▸ **Entries provided**
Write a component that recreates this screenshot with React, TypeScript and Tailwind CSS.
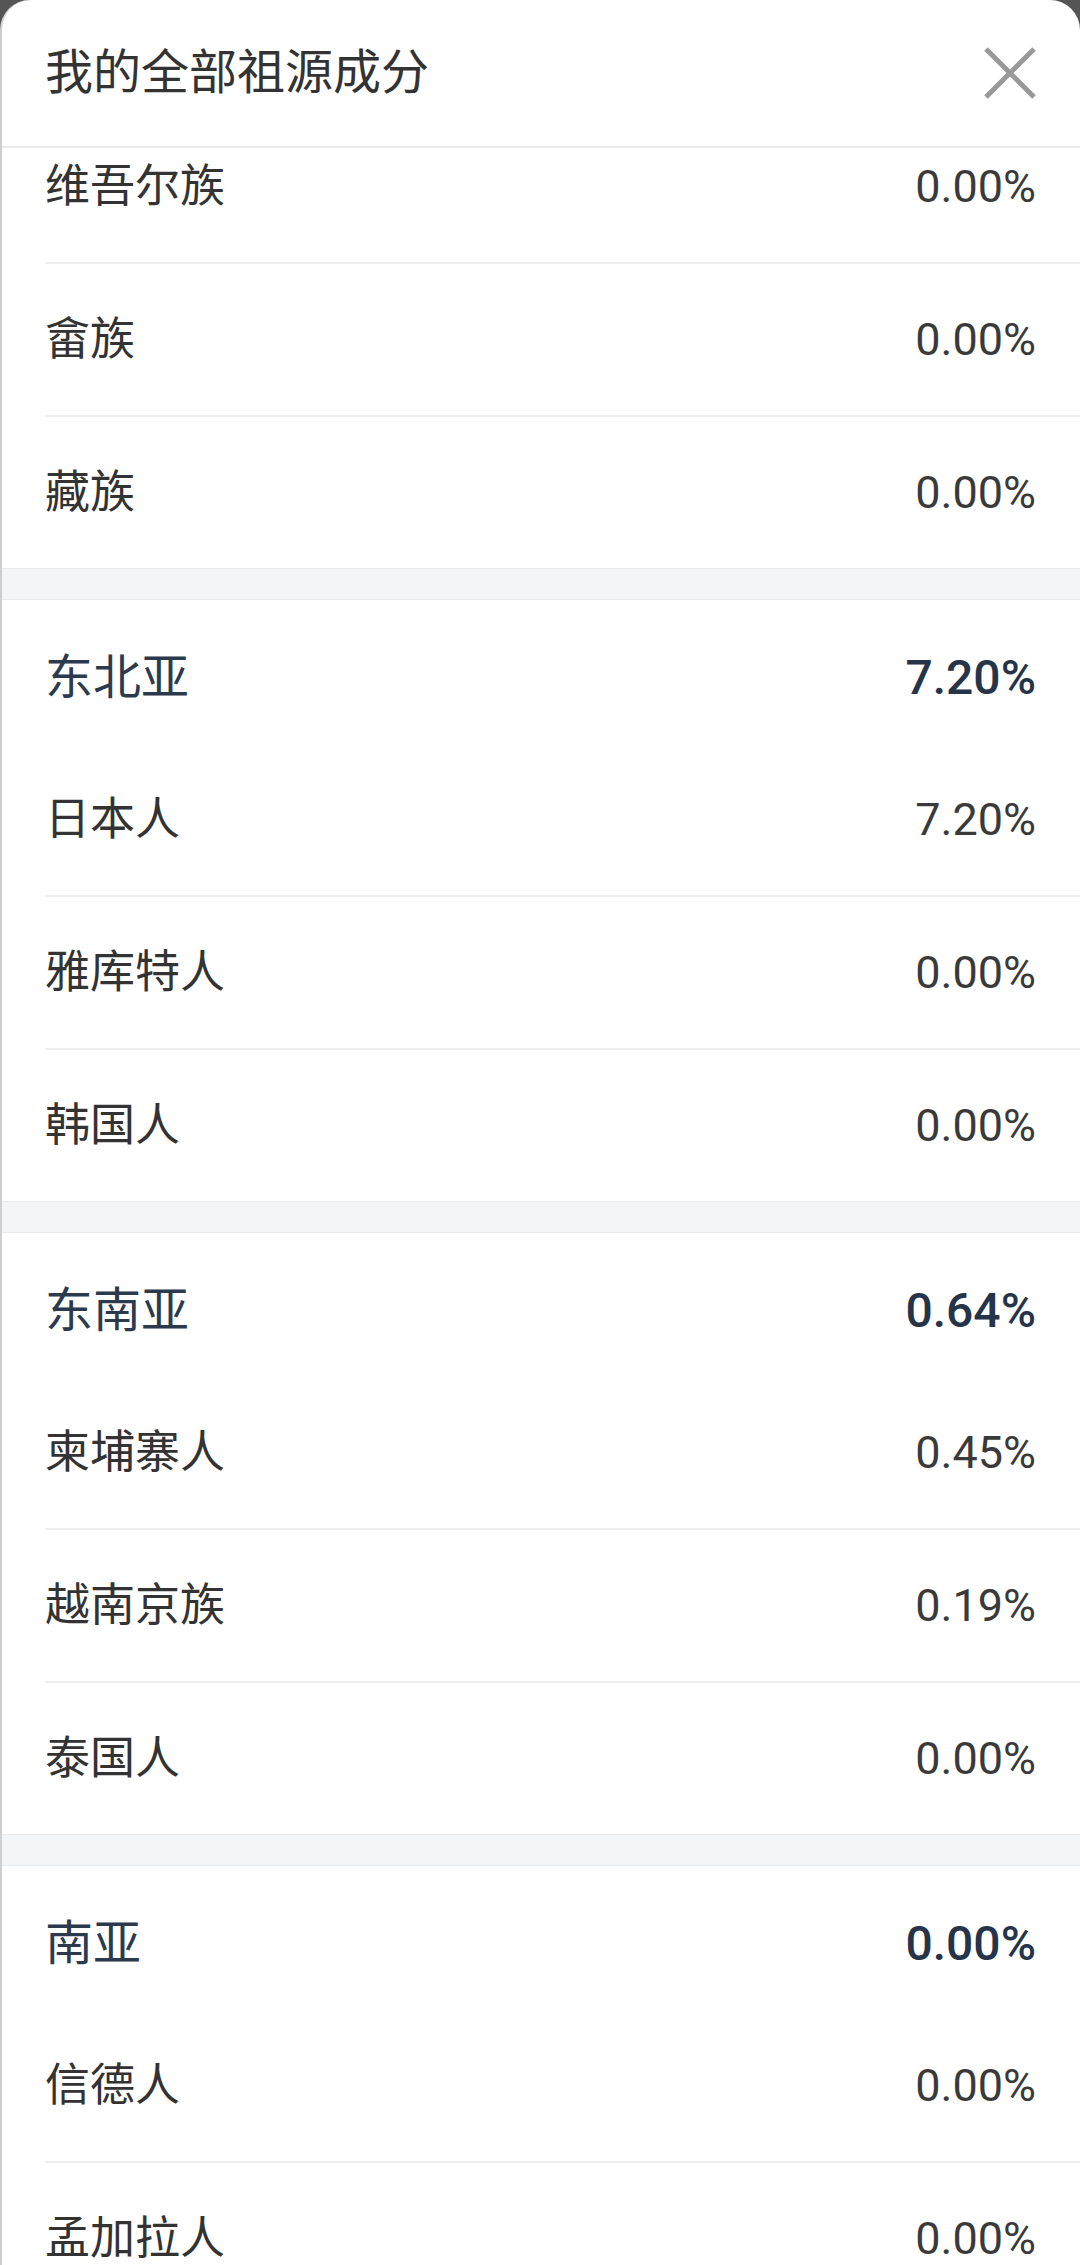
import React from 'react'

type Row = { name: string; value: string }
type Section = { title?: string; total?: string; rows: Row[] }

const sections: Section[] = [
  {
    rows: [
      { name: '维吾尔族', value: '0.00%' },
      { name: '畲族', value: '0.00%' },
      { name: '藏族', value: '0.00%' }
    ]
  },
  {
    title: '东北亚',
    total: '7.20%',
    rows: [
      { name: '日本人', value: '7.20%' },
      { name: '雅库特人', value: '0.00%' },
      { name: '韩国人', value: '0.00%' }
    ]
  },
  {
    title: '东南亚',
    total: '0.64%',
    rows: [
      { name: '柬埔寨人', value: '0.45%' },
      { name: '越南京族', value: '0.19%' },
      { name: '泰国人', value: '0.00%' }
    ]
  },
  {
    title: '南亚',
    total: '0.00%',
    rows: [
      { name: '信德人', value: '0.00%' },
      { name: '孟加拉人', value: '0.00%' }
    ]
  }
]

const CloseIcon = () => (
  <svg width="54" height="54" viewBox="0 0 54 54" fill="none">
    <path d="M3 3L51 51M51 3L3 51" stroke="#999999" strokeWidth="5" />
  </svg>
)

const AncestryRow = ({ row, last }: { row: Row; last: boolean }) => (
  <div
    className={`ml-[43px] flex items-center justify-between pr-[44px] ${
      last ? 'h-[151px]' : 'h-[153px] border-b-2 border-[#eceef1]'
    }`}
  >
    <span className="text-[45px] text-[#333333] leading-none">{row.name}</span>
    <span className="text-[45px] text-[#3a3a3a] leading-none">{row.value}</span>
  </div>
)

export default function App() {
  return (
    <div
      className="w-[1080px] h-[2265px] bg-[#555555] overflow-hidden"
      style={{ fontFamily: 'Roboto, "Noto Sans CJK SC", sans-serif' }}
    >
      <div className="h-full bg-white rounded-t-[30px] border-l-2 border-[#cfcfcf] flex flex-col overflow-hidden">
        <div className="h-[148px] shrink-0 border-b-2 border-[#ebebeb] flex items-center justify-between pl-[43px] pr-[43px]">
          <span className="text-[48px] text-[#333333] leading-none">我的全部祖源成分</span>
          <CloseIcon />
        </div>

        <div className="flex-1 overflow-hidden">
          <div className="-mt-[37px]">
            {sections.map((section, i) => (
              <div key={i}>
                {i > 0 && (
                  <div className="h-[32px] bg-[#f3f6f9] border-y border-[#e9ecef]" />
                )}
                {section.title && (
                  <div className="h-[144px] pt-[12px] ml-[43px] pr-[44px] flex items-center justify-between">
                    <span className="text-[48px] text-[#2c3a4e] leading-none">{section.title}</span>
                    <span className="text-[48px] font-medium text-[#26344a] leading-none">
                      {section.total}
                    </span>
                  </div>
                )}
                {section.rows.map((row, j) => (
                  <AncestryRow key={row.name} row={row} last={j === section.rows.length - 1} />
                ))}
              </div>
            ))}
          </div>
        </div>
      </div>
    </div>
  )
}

--

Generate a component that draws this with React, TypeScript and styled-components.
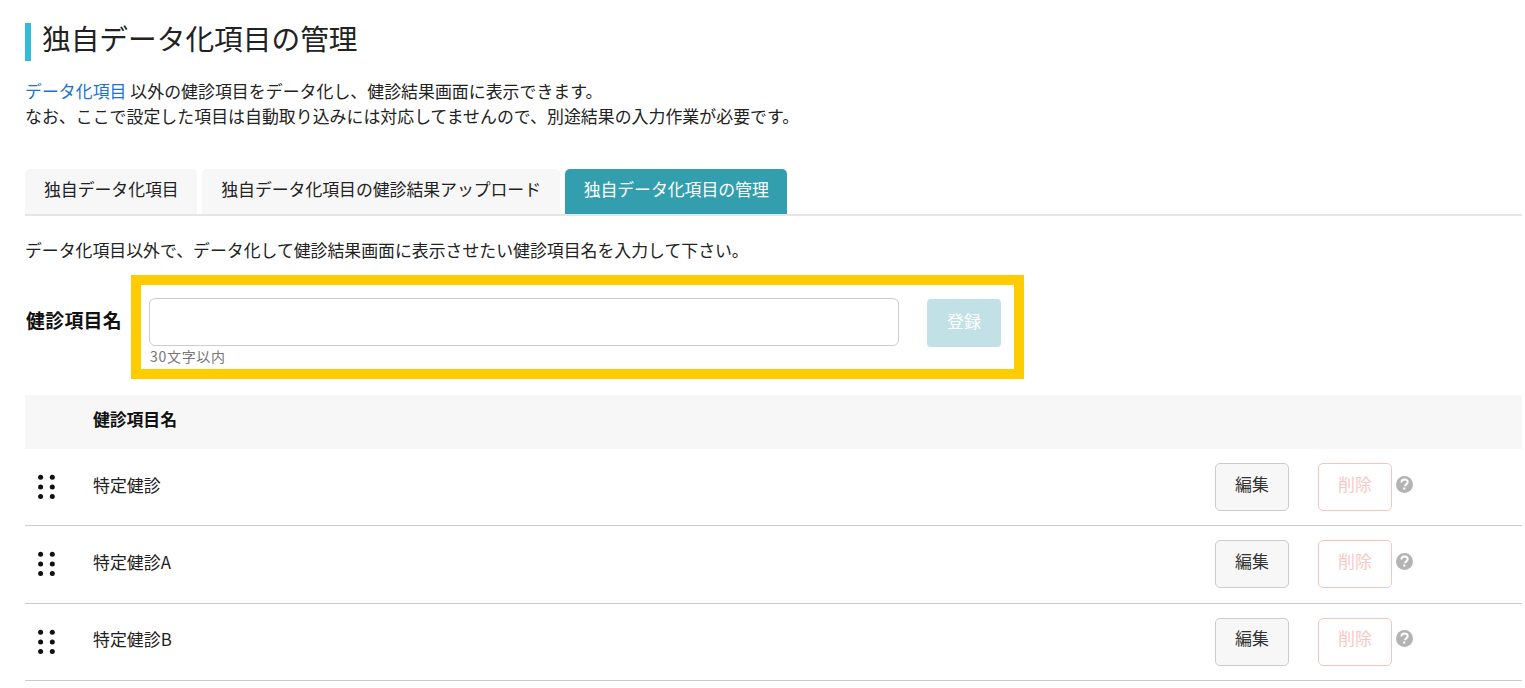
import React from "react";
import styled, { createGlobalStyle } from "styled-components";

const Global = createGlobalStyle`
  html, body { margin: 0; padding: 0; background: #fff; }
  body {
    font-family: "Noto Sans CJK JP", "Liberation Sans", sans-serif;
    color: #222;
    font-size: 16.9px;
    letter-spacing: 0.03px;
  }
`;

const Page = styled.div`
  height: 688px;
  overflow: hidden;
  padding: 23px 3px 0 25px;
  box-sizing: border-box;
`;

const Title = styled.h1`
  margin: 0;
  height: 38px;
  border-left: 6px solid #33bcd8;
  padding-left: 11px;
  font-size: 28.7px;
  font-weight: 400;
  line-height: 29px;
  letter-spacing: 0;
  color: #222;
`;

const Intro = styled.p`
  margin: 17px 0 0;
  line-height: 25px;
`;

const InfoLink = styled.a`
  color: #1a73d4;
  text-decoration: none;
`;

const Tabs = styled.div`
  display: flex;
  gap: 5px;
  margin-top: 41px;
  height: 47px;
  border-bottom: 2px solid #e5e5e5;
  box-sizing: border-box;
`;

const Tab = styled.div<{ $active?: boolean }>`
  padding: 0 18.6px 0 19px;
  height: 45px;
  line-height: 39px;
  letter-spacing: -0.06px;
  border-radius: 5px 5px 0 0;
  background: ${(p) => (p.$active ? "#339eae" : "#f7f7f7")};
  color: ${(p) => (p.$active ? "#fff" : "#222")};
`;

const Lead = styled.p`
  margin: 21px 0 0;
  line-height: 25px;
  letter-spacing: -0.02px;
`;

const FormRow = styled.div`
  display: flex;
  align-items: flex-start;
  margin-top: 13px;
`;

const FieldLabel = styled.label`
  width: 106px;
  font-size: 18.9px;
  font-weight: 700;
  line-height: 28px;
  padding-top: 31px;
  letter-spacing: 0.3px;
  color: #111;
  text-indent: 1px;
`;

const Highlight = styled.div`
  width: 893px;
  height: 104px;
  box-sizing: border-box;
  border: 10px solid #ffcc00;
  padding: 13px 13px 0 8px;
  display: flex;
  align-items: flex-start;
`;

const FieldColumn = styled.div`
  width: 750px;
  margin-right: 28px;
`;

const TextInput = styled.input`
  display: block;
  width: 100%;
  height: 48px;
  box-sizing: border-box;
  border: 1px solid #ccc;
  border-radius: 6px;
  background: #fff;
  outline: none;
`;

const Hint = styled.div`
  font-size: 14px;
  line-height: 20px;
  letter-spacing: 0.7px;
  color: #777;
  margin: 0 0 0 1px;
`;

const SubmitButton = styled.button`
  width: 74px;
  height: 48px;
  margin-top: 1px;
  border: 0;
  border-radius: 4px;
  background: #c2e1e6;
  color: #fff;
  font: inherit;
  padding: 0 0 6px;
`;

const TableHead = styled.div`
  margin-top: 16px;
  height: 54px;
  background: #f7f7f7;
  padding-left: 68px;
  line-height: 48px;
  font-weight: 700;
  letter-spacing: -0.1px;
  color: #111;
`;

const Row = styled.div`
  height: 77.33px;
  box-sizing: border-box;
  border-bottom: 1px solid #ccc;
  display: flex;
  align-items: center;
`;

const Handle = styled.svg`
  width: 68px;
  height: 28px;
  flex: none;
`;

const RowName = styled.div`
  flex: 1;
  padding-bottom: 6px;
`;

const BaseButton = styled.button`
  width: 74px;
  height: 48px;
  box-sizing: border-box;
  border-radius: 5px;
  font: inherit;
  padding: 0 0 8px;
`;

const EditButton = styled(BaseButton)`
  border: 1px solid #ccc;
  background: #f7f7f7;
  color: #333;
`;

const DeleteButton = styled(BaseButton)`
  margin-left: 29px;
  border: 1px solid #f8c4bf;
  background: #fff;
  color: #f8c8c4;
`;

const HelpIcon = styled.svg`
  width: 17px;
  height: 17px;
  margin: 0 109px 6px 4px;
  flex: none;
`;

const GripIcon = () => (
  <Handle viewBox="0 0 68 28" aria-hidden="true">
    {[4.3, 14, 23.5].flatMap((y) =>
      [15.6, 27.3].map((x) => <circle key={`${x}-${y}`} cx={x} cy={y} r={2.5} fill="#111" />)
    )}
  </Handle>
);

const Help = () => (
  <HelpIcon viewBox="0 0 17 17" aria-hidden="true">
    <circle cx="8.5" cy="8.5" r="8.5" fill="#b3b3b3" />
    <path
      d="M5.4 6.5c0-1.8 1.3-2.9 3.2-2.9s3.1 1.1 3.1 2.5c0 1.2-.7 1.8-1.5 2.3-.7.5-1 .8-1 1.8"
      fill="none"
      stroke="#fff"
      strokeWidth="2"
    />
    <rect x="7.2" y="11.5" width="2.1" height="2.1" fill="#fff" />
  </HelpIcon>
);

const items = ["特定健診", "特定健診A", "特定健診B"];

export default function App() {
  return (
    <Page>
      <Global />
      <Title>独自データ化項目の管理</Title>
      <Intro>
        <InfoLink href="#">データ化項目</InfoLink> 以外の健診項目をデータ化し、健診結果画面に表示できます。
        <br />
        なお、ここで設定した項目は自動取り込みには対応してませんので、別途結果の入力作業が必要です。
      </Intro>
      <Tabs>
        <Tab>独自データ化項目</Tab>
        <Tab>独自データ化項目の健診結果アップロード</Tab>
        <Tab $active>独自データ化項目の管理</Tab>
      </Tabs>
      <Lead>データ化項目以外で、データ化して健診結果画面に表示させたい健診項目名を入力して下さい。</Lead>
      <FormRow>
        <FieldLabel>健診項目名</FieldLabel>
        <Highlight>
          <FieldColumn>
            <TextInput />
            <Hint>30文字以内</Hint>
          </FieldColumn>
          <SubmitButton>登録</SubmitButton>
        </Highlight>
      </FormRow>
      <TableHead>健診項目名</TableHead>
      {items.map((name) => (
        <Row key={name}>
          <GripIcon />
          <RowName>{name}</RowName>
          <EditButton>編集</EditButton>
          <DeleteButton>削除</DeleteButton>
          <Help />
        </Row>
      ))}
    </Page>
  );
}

▸ **Work to do**
Your task is to transcribe exactly the lines starting at the line that contains "Write a component" and ending at the line that contains "string; total?: string;", both included. Leave out the pictures.

▸ **Solution to the exercise**
Write a component that recreates this screenshot with React, TypeScript and Tailwind CSS.
import React from 'react'

type Row = { name: string; value: string }
type Section = { title?: string; total?: string; rows: Row[] }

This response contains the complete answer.